Rayburn Blair was 33 years old in 1963 when he chose Tallahassee as the right place to plant a new church. Margaret Gayle, in a biographical sketch of Dr. Blair on the Chinese Christian Mission website, wrote:
Pulling a small U-haul truck loaded with household items and two hundred wooden folding chairs, the Blair family arrived in Tallahassee on February 20, 1963. The bargain-bought chairs were a down payment on the new ministry the Blairs hoped would flourish in this new city. With enough money for rent, gas, and food for a month, and the twenty dollars a week support promised by several churches in Texas, the Blairs knew the Lord would supply all their needs.
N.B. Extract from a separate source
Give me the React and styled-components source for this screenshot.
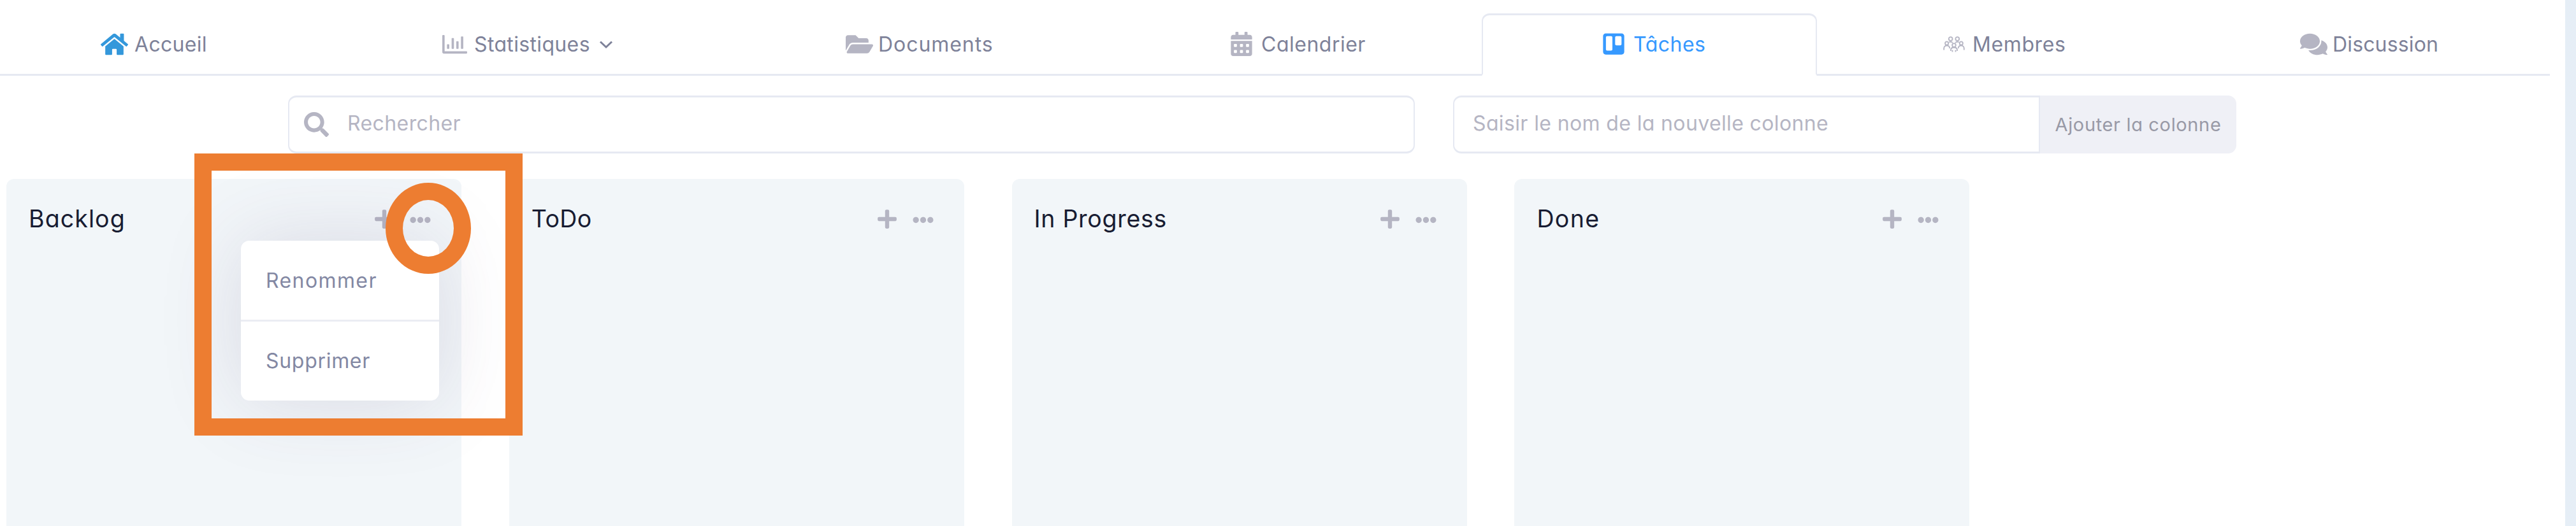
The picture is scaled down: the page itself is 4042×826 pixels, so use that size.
import React from "react";
import styled, { createGlobalStyle } from "styled-components";
import {
  FaHome, FaRegChartBar, FaFolderOpen, FaCalendarAlt, FaTrello, FaComments, FaSearch, FaPlus, FaEllipsisH,
} from "react-icons/fa";

const Global = createGlobalStyle`
  * { box-sizing: border-box; }
  body {
    margin: 0;
    background: #fff;
    font-family: Inter, "Open Sans", sans-serif;
    font-feature-settings: "cv11";
  }
`;

const Page = styled.div`
  position: relative;
  width: 4042px;
  height: 826px;
  overflow: hidden;
  display: flex;
  justify-content: space-between;
  background: #fff;
`;

const Main = styled.main`
  width: 4001px;
`;

const Gutter = styled.aside`
  width: 17px;
  background: #e6eef6;
`;

const Tabs = styled.nav`
  display: flex;
  height: 119px;
  padding-top: 21px;
  border-bottom: 3px solid #e6e9f2;
`;

const Tab = styled.a`
  display: flex;
  align-items: center;
  flex: 0 0 ${(p) => p.$width}px;
  height: 98px;
  padding-left: ${(p) => p.$inset}px;
  border: solid transparent;
  border-width: 3px 2px;
  border-radius: 12px 12px 0 0;
  color: #b5b5c3;
  ${(p) =>
    p.$active &&
    `
      color: #3699ff;
      border-color: #e6e9f2;
      border-bottom-color: #fff;
      background: #fff;
    `}
`;

const TabIcon = styled.span`
  display: flex;
  margin: -2px ${(p) => p.$gap}px 0 0;
`;

const Label = styled.span`
  font-size: 32px;
  line-height: 44px;
  white-space: nowrap;
  letter-spacing: ${(p) => p.$track}px;
  color: ${(p) => (p.$active ? "#3699ff" : "#7e8299")};
`;

const Chevron = styled.svg`
  margin-left: 14px;
  color: #7e8299;
`;

const Tools = styled.div`
  display: flex;
  height: 91px;
  margin: 31px 0 0 452px;
`;

const SearchBox = styled.label`
  display: flex;
  align-items: center;
  width: 1768px;
  padding-left: 23px;
  border: solid #e6e9f2;
  border-width: 3px 2px;
  border-radius: 13px;
  color: #b5b5c3;
`;

const Placeholder = styled.span`
  font-size: 32px;
  line-height: 44px;
  white-space: nowrap;
  color: #b5b5c3;
  letter-spacing: ${(p) => p.$track}px;
  margin: -3px 0 0 ${(p) => p.$inset}px;
`;

const NewColumn = styled.div`
  display: flex;
  margin-left: 60px;
`;

const NameField = styled.label`
  display: flex;
  align-items: center;
  width: 921px;
  border: solid #e6e9f2;
  border-width: 3px 2px;
  border-radius: 13px 0 0 13px;
`;

const AddButton = styled.button`
  width: 308px;
  padding: 0 0 1px;
  border: 0;
  border-radius: 0 13px 13px 0;
  background: #eff0f6;
  color: #9899a6;
  font: inherit;
  font-size: 29px;
  letter-spacing: 0.65px;
  white-space: nowrap;
`;

const Board = styled.section`
  display: flex;
  gap: 74.8px;
  margin: 40px 0 0 10px;
`;

const Column = styled.article`
  flex: 0 0 714px;
  height: 560px;
  border-radius: 12px;
  background: #f2f6f9;
`;

const ColumnHead = styled.header`
  display: flex;
  align-items: center;
  height: 126px;
  padding: 0 48px 0 35px;
  color: #b5b5c3;
`;

const Title = styled.h3`
  flex: 1;
  margin: 0;
  font-size: 37.5px;
  font-weight: 400;
  line-height: 50px;
  letter-spacing: ${(p) => p.$track}px;
  color: #181c32;
`;

const PlusIcon = styled(FaPlus)`
  width: 30px;
  height: 34px;
  margin-right: 25px;
`;

const DotsIcon = styled(FaEllipsisH)`
  width: 33px;
  height: 33px;
  margin-top: 3px;
`;

const Menu = styled.div`
  position: absolute;
  left: 378px;
  top: 378px;
  width: 311px;
  height: 251px;
  border-radius: 13px;
  background: #fff;
  box-shadow: 0 0 128px rgba(82, 63, 105, 0.15);
`;

const MenuItem = styled.div`
  display: flex;
  align-items: center;
  height: ${(p) => (p.$divided ? 127 : 122)}px;
  padding-left: 39px;
  border-bottom: ${(p) => (p.$divided ? "3px solid #ebedf3" : "0")};
  font-size: 32px;
  letter-spacing: ${(p) => p.$track}px;
  color: #8388a3;
`;

const FrameMark = styled.div`
  position: absolute;
  left: 305px;
  top: 241px;
  width: 515px;
  height: 443px;
  border: 27px solid #ed7d31;
`;

const RingMark = styled.div`
  position: absolute;
  left: 605px;
  top: 287px;
  width: 134px;
  height: 143px;
  border: 27px solid #ed7d31;
  border-radius: 50%;
`;

function MembersIcon() {
  return (
    <svg width="34" height="25" viewBox="0 0 34 25" fill="none" stroke="currentColor" strokeWidth="1.8">
      <circle cx="11.700" cy="4" r="2.900" />
      <circle cx="22.300" cy="4" r="2.900" />
      <circle cx="5.700" cy="11" r="2.600" />
      <circle cx="28.300" cy="11" r="2.600" />
      <circle cx="17" cy="14" r="2.800" />
      <path d="M9.500 9.500c1.600-1.600 4.400-1.200 5.300 1M24.500 9.500c-1.600-1.600-4.400-1.200-5.300 1" />
      <path d="M1.200 21.500v-2.500c0-2.600 1.600-4.300 4.500-4.300s4.500 1.700 4.500 4.300M32.800 21.500v-2.500c0-2.600-1.600-4.300-4.500-4.300s-4.500 1.700-4.500 4.300" />
      <path d="M12 23v-1.500c0-2.600 2-4 5-4s5 1.400 5 4V23M14.500 24.500v-3M19.500 24.500v-3" />
    </svg>
  );
}

const tabs = [
  { label: "Accueil", icon: <FaHome size={43} color="#3498db" />, width: 533, inset: 156, gap: 10, track: 0.3 },
  { label: "Statistiques", icon: <FaRegChartBar size={39} />, width: 597, inset: 159, gap: 11, track: 0.35, chevron: true },
  { label: "Documents", icon: <FaFolderOpen size={43} />, width: 624, inset: 195, gap: 8, track: 0.95 },
  { label: "Calendrier", icon: <FaCalendarAlt size={38} />, width: 571, inset: 173, gap: 12, track: 0.5 },
  { label: "Tâches", icon: <FaTrello size={38} />, width: 526, inset: 186, gap: 12, track: 0.5, active: true },
  { label: "Membres", icon: <MembersIcon />, width: 583, inset: 196, gap: 12, track: 0.6 },
  { label: "Discussion", icon: <FaComments size={43} />, width: 567, inset: 173, gap: 8, track: 0.15 },
];

const columns = [
  { title: "Backlog", track: 1.1 },
  { title: "ToDo", track: 0.4 },
  { title: "In Progress", track: 0.7 },
  { title: "Done", track: 1.4 },
];

export default function App() {
  return (
    <>
      <Global />
      <Page>
        <Main>
          <Tabs>
            {tabs.map((t) => (
              <Tab key={t.label} $width={t.width} $inset={t.inset} $active={t.active}>
                <TabIcon $gap={t.gap}>{t.icon}</TabIcon>
                <Label $track={t.track} $active={t.active}>{t.label}</Label>
                {t.chevron && (
                  <Chevron width="22" height="14" viewBox="0 0 22 14" fill="none" stroke="currentColor" strokeWidth="3">
                    <path d="M2 2.500l9 8.500 9-8.500" />
                  </Chevron>
                )}
              </Tab>
            ))}
          </Tabs>
          <Tools>
            <SearchBox>
              <FaSearch size={39} />
              <Placeholder $inset={29} $track={0.4}>Rechercher</Placeholder>
            </SearchBox>
            <NewColumn>
              <NameField>
                <Placeholder $inset={29} $track={0.37}>Saisir le nom de la nouvelle colonne</Placeholder>
              </NameField>
              <AddButton>Ajouter la colonne</AddButton>
            </NewColumn>
          </Tools>
          <Board>
            {columns.map((c) => (
              <Column key={c.title}>
                <ColumnHead>
                  <Title $track={c.track}>{c.title}</Title>
                  <PlusIcon />
                  <DotsIcon />
                </ColumnHead>
              </Column>
            ))}
          </Board>
        </Main>
        <Gutter />
        <Menu>
          <MenuItem $divided $track={1.4}>Renommer</MenuItem>
          <MenuItem $track={0.7}>Supprimer</MenuItem>
        </Menu>
        <FrameMark />
        <RingMark />
      </Page>
    </>
  );
}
With six kids, the Blair family constituted the first eight members of what would be named the Temple Baptist Church. Their first Sunday service saw 35 people in attendance, including the eight Blairs. Before long, Dr. Blair started broadcasting his sermons on the radio and eventually, the Sunday morning service was locally televised, as well. Ten years later, the church with the humble beginning and the gifted-but-humble pastor built a 3,000-seat auditorium.
That was 1973.
I would visit that church with my family two years later, in 1975.
Reunited and it feels so…
Today, I sat in the parking lot of what is now called the North Florida Baptist Church, formerly Temple Baptist. It is still located on the original campus and occupies the building Dr. Blair and his people built (though it has been renovated). I sat in my truck, away from the celebratory Clemson fans and the disillusioned Florida State folk, and remembered the day the Strothers rolled into Tallahassee. It was a Wednesday.
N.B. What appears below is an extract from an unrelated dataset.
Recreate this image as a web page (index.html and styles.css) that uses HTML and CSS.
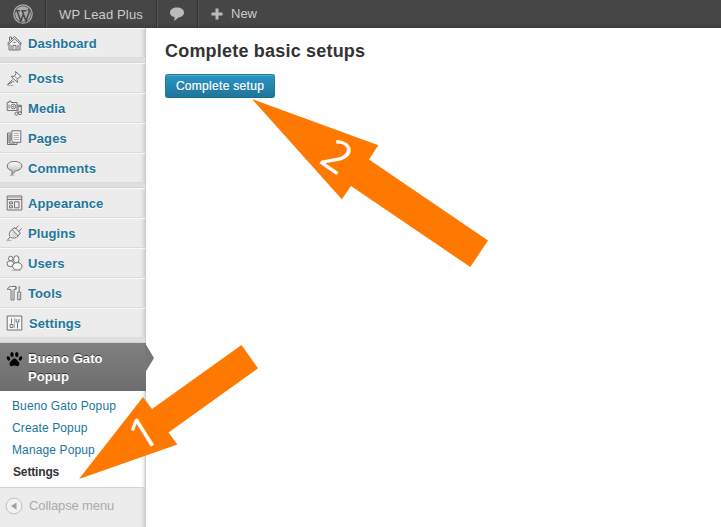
FILE: index.html
```html
<!DOCTYPE html>
<html lang="en">
<head>
<meta charset="utf-8">
<title>Complete basic setups</title>
<link rel="stylesheet" href="styles.css">
</head>
<body>
<header class="bar">
  <a class="bar-item logo"><svg width="20" height="20" viewBox="0 0 20 20"><circle cx="10" cy="10" r="9.2" fill="none" stroke="#aaa" stroke-width="1.3"/><circle cx="10" cy="10" r="7.8" fill="#aaa"/><path d="M2.5 6.7h4.6M8.4 6.7h5M4 6.7l3.8 10.5L10.4 10M9.3 6.900l3.700 10.200 3.200-9c.4-1.500-.8-2-1-3.200" fill="none" stroke="#464646" stroke-width="1.5"/></svg></a>
  <a class="bar-item site">WP Lead Plus</a>
  <a class="bar-item talk"><svg width="16" height="16" viewBox="0 0 16 16"><path d="M8 1.500c4 0 7 2 7 5s-2.600 4.800-5.500 5L5.300 15l.2-3.900C2.700 10.500 1 9 1 6.500c0-3 3-5 7-5z" fill="#bbb"/></svg></a>
  <a class="bar-item new"><svg width="12" height="12" viewBox="0 0 12 12"><path d="M4.500 .5h3v4h4v3h-4v4h-3v-4h-4v-3h4z" fill="#bbb"/></svg>New</a>
</header>
<div class="layout">
  <nav class="menu">
    <a class="row"><svg class="ico" viewBox="0 0 16 16"><path d="M2.500 8v7h11V8M.8 8.500L8 1.500l7.200 7M3 5.500V2h2v2M1.200 10L8 3.800l6.800 6.200M6.500 15v-4.500h3V15M7 7.500h2M4.500 10v4M11.500 10v4"/></svg><span>Dashboard</span></a>
    <div class="sep"></div>
    <a class="row"><svg class="ico" viewBox="0 0 16 16"><path class="shade" d="M9 1.500l5.700 5.200-2 .4-2 2.300.2 3-6.300-6 3.200-.1 1.700-2.600z"/><path d="M6 9.500l-5 5.200 6.500-3.700M8.500 6.500l2.400 2.400"/><path class="lite" d="M1 15.500h6"/></svg><span>Posts</span></a>
    <a class="row"><svg class="ico" viewBox="0 0 16 16"><path class="shade" d="M.7 2.500h1.800V1.200h2v1.300h6v8H.7z"/><path d="M10.500 5.200h4.300v8M11.500 7v6.500M14.500 6.500h-3"/><circle cx="6.800" cy="6.500" r="2.400"/><circle cx="6.800" cy="6.500" r=".7"/><circle cx="10" cy="13.700" r="1.500"/><circle cx="13.500" cy="13.200" r="1.500"/><path d="M2.500 4.500v4"/></svg><span>Media</span></a>
    <a class="row"><svg class="ico" viewBox="0 0 16 16"><path d="M4.500 3H1v11.500h9.500v-2M2.500 4.500V13h6M3.700 4v7.700"/><path class="shade" d="M5.300.8h9v11.500H6.800l-1.500-2z"/><path class="lite" d="M7 3.500h5.500M7 5.500h5.500M7 7.500h5.500M7 9.500h5.500"/></svg><span>Pages</span></a>
    <a class="row"><svg class="ico" viewBox="0 0 16 16"><defs><linearGradient id="bubble" x2="0" y2="1"><stop stop-color="#fff"/><stop offset="1" stop-color="#b0b0b0"/></linearGradient></defs><path d="M8 1.500c4.200 0 7.300 1.700 7.300 4.500S12.500 10.500 9 10.700c-1 1.500-2.300 3.300-4 3.800.6-1.200.6-2.500.3-4C2.500 10 .8 8.500.8 6 .8 3.200 3.800 1.500 8 1.500z" fill="url(#bubble)"/><path class="lite" d="M3 15.300h5"/></svg><span>Comments</span></a>
    <div class="sep"></div>
    <a class="row"><svg class="ico" viewBox="0 0 16 16"><path d="M.7 1h14.600v14H.7zM.7 4.500h14.600M3 6.800h3v2H3zM3 10.800h3v2H3zM8 6.800h4.500v6H8z"/><path class="lite" d="M1.500 2.700h13"/></svg><span>Appearance</span></a>
    <a class="row"><svg class="ico" viewBox="0 0 16 16"><path class="shade" d="M5.500 4.500l6.200 6.500c-2.200 2.200-5.200 2.500-7.200 1.500l-1.200-1.300c-1-2-.4-4.600 2.200-6.700z"/><path d="M5.500 4.500l3-2 5.300 5.500-2.100 3M8.500 4l3.500-3.200M11.500 7l3.800-3.500M3.700 12L.8 15.300"/><path class="lite" d="M5.500 6.500l4 4.500M4.500 8.500l3.500 3.500M0 15.500h5"/></svg><span>Plugins</span></a>
    <a class="row"><svg class="ico" viewBox="0 0 16 16"><g class="shade"><circle cx="4.200" cy="3.500" r="2.200"/><ellipse cx="3.800" cy="8.700" rx="3.300" ry="2.900"/><ellipse cx="9.800" cy="4.300" rx="2.700" ry="3.600"/><ellipse cx="10.800" cy="11.300" rx="4.800" ry="3.700"/></g><path class="lite" d="M5 15.600h9"/></svg><span>Users</span></a>
    <a class="row"><svg class="ico" viewBox="0 0 16 16"><path class="shade" d="M.8 4.500c.7-2 2-3 4-3h4.700v2.800H7.500V15h-3V4.500c-1.500-.4-2.700-.4-3.700 0zM11.200 7.200h3v7.500h-3z"/><path d="M12.700 1v6M9.500 2v2"/><path class="lite" d="M6 5v9M12.700 9v5"/></svg><span>Tools</span></a>
    <a class="row settings"><svg class="ico" viewBox="0 0 16 16"><path class="shade" d="M.7 1h14.600v14H.7z"/><path d="M5 3.500v5M3.600 9.500h2.800v3H3.600zM11 8v5.500M9.600 4v3h2.800V4"/><path class="lite" d="M8 3v10"/></svg><span>Settings</span></a>
    <div class="sep"></div>
    <a class="row current"><svg class="paw" viewBox="0 0 16 16"><ellipse cx="5.500" cy="3.500" rx="1.700" ry="2.600"/><ellipse cx="10.300" cy="3.500" rx="1.700" ry="2.600"/><ellipse cx="2" cy="7.400" rx="1.600" ry="2.300" transform="rotate(-25 2 7.400)"/><ellipse cx="14" cy="7.400" rx="1.600" ry="2.300" transform="rotate(25 14 7.400)"/><path d="M8 7.500c2 0 2.500 2 4 3.300 1.600 1.500 1 4.400-1.200 4.400-1.200 0-1.800-.6-2.800-.6s-1.600.6-2.800.6C3 15.200 2.400 12.300 4 10.800c1.500-1.300 2-3.300 4-3.300z"/></svg><span>Bueno Gato Popup</span><i class="nose"></i></a>
    <div class="sub"><a>Bueno Gato Popup</a><a>Create Popup</a><a>Manage Popup</a><a class="on">Settings</a></div>
    <a class="collapse"><svg width="18" height="18" viewBox="0 0 18 18"><circle cx="9" cy="9" r="7.900" fill="#f2f2f2" stroke="#c0c0c0"/><path d="M11.500 5.500v7L6 9z" fill="#a0a0a0"/></svg><span>Collapse menu</span></a>
  </nav>
  <main class="content">
    <h1>Complete basic setups</h1>
    <button class="primary">Complete setup</button>
  </main>
</div>
<svg class="notes" width="721" height="527" viewBox="0 0 721 527">
  <path d="M252 99L378.300 145.300 369 159.500 488 240.500 470.300 267 351 186 341.800 199.300z"/>
  <path d="M79 479L143 397 152 409 241.500 345 258 368.300 168.500 432.500 177.300 444.500z"/>
  <text transform="translate(318 162) rotate(35)">2</text>
  <text transform="translate(141 453) rotate(-32)">1</text>
</svg>
</body>
</html>
```
FILE: styles.css
```css
* { box-sizing: border-box; }
body { margin: 0; width: 721px; height: 527px; overflow: hidden; position: relative; background: #fff; font-family: "Liberation Sans", Arial, sans-serif; color: #333; }
.bar { display: flex; height: 28px; background: linear-gradient(#464646 80%, #3d3d3d); color: #ccc; font-size: 13px; line-height: 28px; }
.bar-item { display: flex; align-items: center; border-right: 1px solid #333; box-shadow: 1px 0 #555; }
.logo { width: 46px; padding-left: 13px; }
.site { width: 111px; padding: 1px 0 0 13px; letter-spacing: .15px; }
.talk { width: 41px; padding-left: 12px; }
.new { border: 0; box-shadow: none; padding-left: 13px; gap: 8px; }
.layout { display: flex; height: 499px; }
.menu { width: 146px; background: #ececec; box-shadow: inset -5px 0 4px -4px #c4c4c4; border-right: 1px solid #ccc; }
.row { display: flex; height: 30px; padding: 8px 0 0 6px; border-bottom: 1px solid #dadada; box-shadow: inset 0 1px #f9f9f9; font-size: 13px; font-weight: bold; line-height: 16px; letter-spacing: .1px; color: #21759b; text-shadow: 0 1px #fff; }
.ico { flex: none; width: 17px; height: 16px; margin: -1px 5px 0 0; fill: none; stroke: #707070; stroke-width: 1; }
.lite { stroke: #b4b4b4; }
.shade { fill: #f6f6f6; }
.settings span { margin-left: 1px; }
.sep { height: 5px; background: #dfdfdf; border-bottom: 1px solid #d2d2d2; }
.current { position: relative; height: 48px; padding-top: 7px; line-height: 18px; color: #fff; background: linear-gradient(#808080, #6d6d6d); border: 0; box-shadow: none; text-shadow: 0 -1px #333; width: 146px; }
.current span { width: 90px; }
.paw { flex: none; width: 17px; height: 16px; margin: 1px 5px 0 0; fill: #000; }
.nose { position: absolute; left: 145px; top: 0; width: 9px; height: 30px; background: #777; clip-path: polygon(0 0, 100% 50%, 0 100%); }
.sub { height: 97px; padding: 4px 0 0 12px; background: #fff; border-bottom: 1px solid #d4d4d4; box-shadow: inset -4px 0 4px -4px #bbb; font-size: 12px; line-height: 22px; color: #21759b; }
.sub a { display: block; letter-spacing: .12px; }
.sub .on { margin-left: 1px; font-weight: bold; color: #333; letter-spacing: -.15px; }
.collapse { display: flex; align-items: center; height: 35px; padding-left: 5px; gap: 6px; font-size: 13px; letter-spacing: -.12px; color: #aaa; }
.content { padding: 13px 0 0 19px; }
h1 { margin: 0; font-size: 18px; line-height: 20px; letter-spacing: .2px; }
.primary { display: block; width: 110px; height: 24px; margin-top: 13px; padding: 0; border: 1px solid #21759b; border-bottom-color: #1e6a8d; border-radius: 3px; background: linear-gradient(#2a95c5, #21759b); box-shadow: inset 0 1px rgba(120,200,230,.5); color: #fff; font: 12px "Liberation Sans", Arial, sans-serif; letter-spacing: .3px; text-shadow: 0 1px rgba(0,0,0,.1); -webkit-text-stroke: .2px #fff; }
.notes { position: absolute; left: 0; top: 0; fill: #ff7800; }
.notes text { fill: #fff; font: 44px "Open Sans", sans-serif; }
```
I was 14, so not too old to be excited that we were on our way to Disney World. Along the way, however, Dad was as excited as a Disney World-bound kid to drop in on the midweek Bible study service to hear one of his favorite preachers in his own habitat.
Yep! Dr. Rayburn Blair.
I am pretty sure, of the three kids born to David and Freda Strother by 1975 (my baby sister would come along three years later), I was the only one who didn’t care that stopping in Tallahassee and waiting for church time meant it would be one more day before we reached Orlando and the Magic Kingdom.
I barely remember the service that evening. I do remember that to a Mineral Wells, Texas preacher boy, that auditorium was massive and the midweek crowd, though several hundred strong, did not do it justice. I also remember the pain in my Dad’s eyes when Dr. Blair tried to tell his folks they had visitors from Texas, but he couldn’t remember our name. He called us “the Stroud family.”
Strother is a pretty difficult name, I know, but Dad thought he was coming to hear a familiar friend, one who at least knew his name! Dad left visibly disappointed and I left a little wiser and more aware that humans – even eloquent preaching ones – sometimes let you down or leave you feeling unimportant…and they may not even mean to.
Dad got over it pretty quick and probably had completely forgotten the whole affair by the time we were back in Texas. But a son who sees hurt in his father doesn’t forget. Here I am 43 years later and still feeling obliged to put this uncomfortable and unflattering morsel into my story. I don’t do it to diminish Dr. Blair or to jade the reader towards him, but to remind you to be mindful of the people – even the little people just passing through – on whom your influence may fall. Value them and they will know it.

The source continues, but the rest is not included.